Combining evidence of frozen and thawed beds to constrain geothermal flux: initial results from Hercules Dome, Antarctica

Few direct observations of geothermal flux exist in Antarctica because of the difficulty in reaching the ice/bed interface. Remotely sensed inferences of geothermal flux are often limited by lack of knowledge of the geology. The geothermal flux is an important constraint for glaciological models and critical for selecting ice core sites. The thermal state of the bed, when combined with ice temperature modeling, can be used to place either maximum and minimum constraints on the geothermal flux. If the bed is known to be frozen, e.g. a Raymond Arch exists, the maximum geothermal flux can be determined; if the bed is known to be melting, e.g. a subglacial lake exists, the minimum geothermal flux can be estimated.

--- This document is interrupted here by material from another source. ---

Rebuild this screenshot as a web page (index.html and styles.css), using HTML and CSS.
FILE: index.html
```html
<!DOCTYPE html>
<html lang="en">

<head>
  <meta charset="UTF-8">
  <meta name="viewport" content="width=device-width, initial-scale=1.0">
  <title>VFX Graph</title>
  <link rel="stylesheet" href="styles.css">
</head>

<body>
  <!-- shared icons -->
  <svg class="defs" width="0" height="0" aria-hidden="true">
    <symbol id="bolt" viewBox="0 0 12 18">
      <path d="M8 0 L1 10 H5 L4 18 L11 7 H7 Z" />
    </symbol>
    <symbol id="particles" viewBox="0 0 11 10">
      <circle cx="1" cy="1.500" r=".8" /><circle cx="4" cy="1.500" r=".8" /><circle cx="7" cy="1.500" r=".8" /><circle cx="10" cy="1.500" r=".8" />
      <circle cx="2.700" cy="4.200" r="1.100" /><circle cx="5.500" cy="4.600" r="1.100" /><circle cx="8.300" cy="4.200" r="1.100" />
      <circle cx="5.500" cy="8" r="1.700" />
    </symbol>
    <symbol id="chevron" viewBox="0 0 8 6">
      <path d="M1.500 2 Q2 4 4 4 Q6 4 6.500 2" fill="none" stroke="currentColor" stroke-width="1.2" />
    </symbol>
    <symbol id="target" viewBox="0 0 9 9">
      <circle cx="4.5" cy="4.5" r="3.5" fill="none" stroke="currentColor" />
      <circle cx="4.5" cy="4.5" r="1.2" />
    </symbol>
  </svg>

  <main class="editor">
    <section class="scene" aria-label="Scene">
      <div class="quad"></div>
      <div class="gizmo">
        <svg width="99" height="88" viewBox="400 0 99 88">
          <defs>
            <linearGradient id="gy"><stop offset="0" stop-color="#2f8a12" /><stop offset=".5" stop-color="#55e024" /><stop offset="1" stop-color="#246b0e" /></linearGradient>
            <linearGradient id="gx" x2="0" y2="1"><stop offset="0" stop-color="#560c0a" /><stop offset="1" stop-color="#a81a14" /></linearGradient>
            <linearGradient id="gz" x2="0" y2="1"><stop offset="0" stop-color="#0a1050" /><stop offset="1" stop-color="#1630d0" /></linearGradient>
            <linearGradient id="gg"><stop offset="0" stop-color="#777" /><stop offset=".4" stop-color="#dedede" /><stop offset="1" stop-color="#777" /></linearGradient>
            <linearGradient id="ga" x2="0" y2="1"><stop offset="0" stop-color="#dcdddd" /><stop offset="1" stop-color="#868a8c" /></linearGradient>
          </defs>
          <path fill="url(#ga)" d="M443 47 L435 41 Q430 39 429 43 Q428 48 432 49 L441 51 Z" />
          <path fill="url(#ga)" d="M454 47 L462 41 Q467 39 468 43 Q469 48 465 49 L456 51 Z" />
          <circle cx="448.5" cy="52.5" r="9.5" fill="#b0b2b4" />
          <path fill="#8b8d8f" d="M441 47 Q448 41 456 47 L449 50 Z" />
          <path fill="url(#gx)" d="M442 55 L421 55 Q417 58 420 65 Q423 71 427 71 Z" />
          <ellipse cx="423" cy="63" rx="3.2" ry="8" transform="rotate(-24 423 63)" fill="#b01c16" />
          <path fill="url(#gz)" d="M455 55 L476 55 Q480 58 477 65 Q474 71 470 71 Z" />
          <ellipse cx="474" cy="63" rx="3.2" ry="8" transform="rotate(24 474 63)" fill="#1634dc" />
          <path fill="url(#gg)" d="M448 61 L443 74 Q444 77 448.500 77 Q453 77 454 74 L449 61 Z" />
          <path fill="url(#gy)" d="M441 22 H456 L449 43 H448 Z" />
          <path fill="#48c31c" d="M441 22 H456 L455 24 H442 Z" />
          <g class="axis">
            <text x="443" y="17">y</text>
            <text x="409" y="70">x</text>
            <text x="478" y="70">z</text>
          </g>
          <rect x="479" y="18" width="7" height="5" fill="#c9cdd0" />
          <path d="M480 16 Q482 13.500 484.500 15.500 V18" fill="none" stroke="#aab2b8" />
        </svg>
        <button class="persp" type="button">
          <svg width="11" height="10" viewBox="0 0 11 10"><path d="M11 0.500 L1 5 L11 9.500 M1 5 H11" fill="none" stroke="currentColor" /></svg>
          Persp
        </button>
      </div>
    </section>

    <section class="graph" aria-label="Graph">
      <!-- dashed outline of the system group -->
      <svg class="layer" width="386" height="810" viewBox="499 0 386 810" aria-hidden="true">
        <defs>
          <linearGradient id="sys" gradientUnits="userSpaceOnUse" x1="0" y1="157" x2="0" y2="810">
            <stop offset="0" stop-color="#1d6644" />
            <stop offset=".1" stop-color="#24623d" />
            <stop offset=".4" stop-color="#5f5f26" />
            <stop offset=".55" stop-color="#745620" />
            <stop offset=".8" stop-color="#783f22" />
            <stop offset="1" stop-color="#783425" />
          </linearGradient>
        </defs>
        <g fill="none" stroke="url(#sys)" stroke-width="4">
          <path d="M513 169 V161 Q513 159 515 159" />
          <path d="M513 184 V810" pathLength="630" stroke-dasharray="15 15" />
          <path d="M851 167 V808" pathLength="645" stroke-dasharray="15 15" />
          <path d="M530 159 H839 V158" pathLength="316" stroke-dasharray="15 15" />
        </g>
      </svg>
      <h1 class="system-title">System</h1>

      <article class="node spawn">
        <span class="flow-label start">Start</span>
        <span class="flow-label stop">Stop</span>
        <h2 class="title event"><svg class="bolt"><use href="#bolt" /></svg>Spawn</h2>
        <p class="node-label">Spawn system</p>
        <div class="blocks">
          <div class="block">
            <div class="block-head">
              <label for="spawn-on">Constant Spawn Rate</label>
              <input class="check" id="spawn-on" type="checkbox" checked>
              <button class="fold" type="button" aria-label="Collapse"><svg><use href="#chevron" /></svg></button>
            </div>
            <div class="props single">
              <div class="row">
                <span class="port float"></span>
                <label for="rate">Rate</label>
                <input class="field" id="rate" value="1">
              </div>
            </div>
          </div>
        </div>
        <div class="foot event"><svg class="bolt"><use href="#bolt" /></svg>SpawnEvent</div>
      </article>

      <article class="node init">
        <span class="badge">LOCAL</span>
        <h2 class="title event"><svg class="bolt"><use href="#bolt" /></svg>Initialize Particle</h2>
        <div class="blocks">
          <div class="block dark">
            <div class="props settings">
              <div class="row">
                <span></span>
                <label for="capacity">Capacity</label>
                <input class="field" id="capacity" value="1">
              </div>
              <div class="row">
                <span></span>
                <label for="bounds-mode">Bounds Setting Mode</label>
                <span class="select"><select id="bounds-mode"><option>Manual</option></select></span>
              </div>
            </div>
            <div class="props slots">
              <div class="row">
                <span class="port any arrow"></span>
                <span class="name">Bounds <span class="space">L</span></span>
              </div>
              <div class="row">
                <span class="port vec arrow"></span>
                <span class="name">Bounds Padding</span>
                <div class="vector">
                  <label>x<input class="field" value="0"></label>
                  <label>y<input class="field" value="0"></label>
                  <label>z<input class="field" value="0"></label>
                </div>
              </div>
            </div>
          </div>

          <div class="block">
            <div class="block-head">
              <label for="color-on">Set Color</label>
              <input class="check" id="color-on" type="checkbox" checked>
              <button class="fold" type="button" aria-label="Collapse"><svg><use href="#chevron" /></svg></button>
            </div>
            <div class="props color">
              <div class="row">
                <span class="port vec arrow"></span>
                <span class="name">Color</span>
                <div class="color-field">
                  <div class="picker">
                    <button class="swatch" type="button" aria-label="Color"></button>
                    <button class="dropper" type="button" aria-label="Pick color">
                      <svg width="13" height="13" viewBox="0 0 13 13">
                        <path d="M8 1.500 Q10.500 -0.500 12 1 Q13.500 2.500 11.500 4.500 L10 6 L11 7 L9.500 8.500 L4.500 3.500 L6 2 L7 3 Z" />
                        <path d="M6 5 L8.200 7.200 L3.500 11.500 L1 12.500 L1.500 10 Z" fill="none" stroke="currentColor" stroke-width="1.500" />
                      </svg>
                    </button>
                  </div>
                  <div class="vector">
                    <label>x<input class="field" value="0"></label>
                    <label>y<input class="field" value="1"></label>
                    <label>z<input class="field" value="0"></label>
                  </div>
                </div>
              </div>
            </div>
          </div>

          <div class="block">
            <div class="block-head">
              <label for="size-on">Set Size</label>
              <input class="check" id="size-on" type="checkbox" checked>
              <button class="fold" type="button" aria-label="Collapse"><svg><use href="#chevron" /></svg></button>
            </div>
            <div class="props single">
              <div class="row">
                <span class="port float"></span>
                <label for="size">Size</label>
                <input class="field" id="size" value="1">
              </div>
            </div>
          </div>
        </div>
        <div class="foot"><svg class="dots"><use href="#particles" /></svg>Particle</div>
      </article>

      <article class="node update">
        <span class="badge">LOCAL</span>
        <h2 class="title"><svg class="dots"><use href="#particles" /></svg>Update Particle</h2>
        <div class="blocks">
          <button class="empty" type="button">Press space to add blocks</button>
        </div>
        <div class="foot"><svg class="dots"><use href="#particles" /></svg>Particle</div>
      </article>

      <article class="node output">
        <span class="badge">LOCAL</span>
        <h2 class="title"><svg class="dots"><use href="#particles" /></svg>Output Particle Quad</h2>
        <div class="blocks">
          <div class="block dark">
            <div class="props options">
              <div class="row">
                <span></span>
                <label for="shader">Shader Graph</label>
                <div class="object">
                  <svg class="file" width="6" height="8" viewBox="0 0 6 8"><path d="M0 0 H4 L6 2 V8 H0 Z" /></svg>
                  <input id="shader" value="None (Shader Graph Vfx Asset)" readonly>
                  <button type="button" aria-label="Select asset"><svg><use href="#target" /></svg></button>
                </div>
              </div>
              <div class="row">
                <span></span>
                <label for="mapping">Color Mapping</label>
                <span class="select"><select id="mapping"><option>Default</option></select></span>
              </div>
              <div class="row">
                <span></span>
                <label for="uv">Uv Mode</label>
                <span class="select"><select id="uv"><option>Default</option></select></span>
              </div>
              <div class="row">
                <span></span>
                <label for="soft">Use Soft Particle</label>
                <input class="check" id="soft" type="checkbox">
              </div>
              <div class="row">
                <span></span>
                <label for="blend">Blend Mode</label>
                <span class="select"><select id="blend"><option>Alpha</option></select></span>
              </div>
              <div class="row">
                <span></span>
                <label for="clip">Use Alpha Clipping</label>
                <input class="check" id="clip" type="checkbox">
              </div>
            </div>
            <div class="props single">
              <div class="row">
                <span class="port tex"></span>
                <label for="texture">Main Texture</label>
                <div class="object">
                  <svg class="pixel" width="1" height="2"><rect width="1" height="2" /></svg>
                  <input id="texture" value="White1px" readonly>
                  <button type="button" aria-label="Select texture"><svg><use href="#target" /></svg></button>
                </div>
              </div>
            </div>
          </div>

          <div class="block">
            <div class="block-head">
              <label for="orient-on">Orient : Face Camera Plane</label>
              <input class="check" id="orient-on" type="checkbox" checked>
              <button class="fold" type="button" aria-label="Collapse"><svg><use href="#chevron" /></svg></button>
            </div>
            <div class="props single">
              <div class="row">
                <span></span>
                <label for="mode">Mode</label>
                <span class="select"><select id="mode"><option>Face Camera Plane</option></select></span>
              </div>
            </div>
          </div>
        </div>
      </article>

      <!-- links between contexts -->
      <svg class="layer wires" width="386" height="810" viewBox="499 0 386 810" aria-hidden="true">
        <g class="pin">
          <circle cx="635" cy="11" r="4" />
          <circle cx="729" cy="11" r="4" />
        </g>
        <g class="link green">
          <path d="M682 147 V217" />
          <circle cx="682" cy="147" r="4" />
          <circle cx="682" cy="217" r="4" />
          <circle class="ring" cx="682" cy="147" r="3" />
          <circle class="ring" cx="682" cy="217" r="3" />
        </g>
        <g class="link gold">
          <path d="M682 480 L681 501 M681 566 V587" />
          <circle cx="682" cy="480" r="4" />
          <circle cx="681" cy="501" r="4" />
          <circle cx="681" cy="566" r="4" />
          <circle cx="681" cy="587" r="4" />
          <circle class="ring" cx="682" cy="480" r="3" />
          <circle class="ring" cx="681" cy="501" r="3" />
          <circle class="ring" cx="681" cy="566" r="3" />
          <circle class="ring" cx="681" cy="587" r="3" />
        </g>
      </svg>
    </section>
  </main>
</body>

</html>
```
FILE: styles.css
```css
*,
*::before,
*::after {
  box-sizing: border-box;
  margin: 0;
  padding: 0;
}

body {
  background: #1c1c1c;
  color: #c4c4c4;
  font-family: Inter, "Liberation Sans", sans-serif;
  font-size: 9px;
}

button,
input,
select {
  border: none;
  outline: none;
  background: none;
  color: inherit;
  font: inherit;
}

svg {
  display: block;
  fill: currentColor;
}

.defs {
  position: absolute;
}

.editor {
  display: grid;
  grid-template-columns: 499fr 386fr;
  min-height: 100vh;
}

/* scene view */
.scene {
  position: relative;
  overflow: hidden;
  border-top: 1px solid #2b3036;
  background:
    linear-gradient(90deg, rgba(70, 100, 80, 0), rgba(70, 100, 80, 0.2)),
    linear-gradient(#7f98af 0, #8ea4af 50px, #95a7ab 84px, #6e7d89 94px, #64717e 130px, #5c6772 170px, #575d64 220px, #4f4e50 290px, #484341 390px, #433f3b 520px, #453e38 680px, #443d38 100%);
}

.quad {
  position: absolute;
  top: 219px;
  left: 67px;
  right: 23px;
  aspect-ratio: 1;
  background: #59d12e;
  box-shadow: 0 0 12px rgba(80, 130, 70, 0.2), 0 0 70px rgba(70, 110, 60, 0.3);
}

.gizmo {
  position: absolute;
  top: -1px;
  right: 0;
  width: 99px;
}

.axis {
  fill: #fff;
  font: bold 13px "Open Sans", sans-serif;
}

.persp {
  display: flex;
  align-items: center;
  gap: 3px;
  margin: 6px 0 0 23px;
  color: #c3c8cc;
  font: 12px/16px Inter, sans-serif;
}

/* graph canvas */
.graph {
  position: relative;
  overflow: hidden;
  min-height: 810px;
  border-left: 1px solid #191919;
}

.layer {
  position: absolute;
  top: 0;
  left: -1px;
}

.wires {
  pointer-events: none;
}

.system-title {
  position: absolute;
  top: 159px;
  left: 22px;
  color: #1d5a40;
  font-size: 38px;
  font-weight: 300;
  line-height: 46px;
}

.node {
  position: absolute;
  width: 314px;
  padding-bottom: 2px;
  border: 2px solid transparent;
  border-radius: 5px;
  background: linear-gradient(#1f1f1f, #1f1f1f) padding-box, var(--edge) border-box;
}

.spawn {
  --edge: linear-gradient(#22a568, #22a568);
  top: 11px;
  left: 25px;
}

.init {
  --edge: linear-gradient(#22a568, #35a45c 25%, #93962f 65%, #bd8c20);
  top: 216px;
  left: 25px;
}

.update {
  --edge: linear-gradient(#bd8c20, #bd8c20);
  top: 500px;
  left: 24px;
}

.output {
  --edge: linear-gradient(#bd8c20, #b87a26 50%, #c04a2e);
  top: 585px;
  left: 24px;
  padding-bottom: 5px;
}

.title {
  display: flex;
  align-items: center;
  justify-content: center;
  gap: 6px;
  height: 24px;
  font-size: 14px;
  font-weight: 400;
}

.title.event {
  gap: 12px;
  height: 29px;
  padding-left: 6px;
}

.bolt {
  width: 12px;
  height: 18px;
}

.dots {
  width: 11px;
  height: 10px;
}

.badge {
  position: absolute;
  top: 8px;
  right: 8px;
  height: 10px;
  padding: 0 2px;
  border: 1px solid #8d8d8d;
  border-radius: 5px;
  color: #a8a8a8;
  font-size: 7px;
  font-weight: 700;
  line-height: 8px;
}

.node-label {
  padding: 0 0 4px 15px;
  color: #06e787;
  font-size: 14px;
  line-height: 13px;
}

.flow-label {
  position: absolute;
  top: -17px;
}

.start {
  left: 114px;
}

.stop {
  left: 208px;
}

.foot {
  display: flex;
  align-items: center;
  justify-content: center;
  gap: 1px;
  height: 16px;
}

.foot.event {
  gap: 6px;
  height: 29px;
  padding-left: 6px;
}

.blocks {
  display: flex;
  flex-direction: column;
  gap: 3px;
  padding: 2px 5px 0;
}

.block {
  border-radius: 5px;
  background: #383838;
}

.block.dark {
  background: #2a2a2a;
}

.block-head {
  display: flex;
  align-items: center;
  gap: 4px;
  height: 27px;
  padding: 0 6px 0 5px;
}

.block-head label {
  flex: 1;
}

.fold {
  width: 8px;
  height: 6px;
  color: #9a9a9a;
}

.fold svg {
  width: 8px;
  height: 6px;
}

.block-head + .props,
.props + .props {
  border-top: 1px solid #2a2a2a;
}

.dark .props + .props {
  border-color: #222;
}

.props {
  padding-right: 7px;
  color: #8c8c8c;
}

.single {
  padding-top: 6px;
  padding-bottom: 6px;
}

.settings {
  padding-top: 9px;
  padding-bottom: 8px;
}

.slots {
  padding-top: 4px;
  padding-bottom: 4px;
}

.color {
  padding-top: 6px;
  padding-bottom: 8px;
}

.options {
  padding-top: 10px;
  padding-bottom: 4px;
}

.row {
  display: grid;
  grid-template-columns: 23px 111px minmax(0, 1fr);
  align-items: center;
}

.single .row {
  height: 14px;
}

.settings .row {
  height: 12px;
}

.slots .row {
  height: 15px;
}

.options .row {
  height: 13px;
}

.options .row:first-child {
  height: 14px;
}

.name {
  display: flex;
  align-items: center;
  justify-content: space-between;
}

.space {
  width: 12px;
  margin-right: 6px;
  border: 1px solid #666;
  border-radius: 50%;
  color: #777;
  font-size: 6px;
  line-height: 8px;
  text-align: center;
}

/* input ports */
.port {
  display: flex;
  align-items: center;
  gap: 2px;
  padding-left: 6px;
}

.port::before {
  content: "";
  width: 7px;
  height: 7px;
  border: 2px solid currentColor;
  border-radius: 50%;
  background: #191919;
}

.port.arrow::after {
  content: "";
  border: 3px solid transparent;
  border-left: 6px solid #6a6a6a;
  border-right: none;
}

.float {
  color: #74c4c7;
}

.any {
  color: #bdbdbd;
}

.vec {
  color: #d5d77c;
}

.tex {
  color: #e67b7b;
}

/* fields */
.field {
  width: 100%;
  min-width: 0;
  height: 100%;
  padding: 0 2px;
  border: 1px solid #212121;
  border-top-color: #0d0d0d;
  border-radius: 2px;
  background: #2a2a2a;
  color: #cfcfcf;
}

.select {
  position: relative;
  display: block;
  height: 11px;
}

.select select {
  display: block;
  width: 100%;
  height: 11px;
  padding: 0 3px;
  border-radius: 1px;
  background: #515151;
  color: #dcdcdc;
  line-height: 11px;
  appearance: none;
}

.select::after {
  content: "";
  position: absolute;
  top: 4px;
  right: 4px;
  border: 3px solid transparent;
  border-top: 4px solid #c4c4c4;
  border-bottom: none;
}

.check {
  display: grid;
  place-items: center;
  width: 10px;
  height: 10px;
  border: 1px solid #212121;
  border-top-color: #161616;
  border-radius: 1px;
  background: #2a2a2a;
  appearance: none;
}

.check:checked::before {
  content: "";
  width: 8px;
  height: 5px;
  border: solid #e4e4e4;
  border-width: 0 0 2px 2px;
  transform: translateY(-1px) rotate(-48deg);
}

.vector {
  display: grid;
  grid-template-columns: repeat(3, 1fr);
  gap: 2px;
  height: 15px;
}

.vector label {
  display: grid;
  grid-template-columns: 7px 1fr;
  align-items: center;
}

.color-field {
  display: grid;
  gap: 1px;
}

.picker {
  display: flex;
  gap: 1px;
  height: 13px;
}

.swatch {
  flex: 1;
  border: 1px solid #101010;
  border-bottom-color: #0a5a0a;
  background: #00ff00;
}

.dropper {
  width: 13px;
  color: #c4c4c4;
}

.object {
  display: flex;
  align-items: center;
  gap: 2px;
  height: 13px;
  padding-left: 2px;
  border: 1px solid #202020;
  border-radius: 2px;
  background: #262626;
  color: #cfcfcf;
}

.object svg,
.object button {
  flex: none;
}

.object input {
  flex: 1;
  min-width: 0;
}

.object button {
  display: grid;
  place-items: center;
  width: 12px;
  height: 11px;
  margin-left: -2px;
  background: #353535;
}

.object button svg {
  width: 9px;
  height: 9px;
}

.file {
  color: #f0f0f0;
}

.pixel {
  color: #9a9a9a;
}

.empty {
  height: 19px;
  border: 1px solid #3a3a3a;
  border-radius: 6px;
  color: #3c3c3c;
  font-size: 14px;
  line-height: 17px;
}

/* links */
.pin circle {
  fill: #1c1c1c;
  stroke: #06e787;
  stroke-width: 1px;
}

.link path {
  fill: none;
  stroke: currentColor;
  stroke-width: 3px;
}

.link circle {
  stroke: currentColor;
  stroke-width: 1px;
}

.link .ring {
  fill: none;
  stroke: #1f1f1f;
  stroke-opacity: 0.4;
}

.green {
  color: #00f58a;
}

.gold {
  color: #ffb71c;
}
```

At Hercules Dome, phase sensitive radar indicates a vertical velocity pattern indicative of the Raymond effect and that the bed is frozen at a depth of approximately 1600 m while ~50 km away at a depth of 2400 m is the shallowest easily identified subglacial lake in the survey. Using 1D temperature modeling, the frozen bed at 1600 m indicates a maximum geothermal flux of ~85 mW m-2 while the lake at 2400 m depth indicates a minimum geothermal flux of ~65 mW m-2. These bounds constrain the geothermal flux at Hercules Dome, although we cannot exclude small scale variations in geothermal flux. These constraints are consistent with three remotely sensed estimates of 62, 68 and 66 mW m-2 (Shen et al., 2020; Stal et al., 2020; and Martos et al., 2017). Locations with topographic relief and both frozen and thawed beds, like Hercules Dome, can be used to help constrain geothermal flux beneath the Antarctic ice sheet.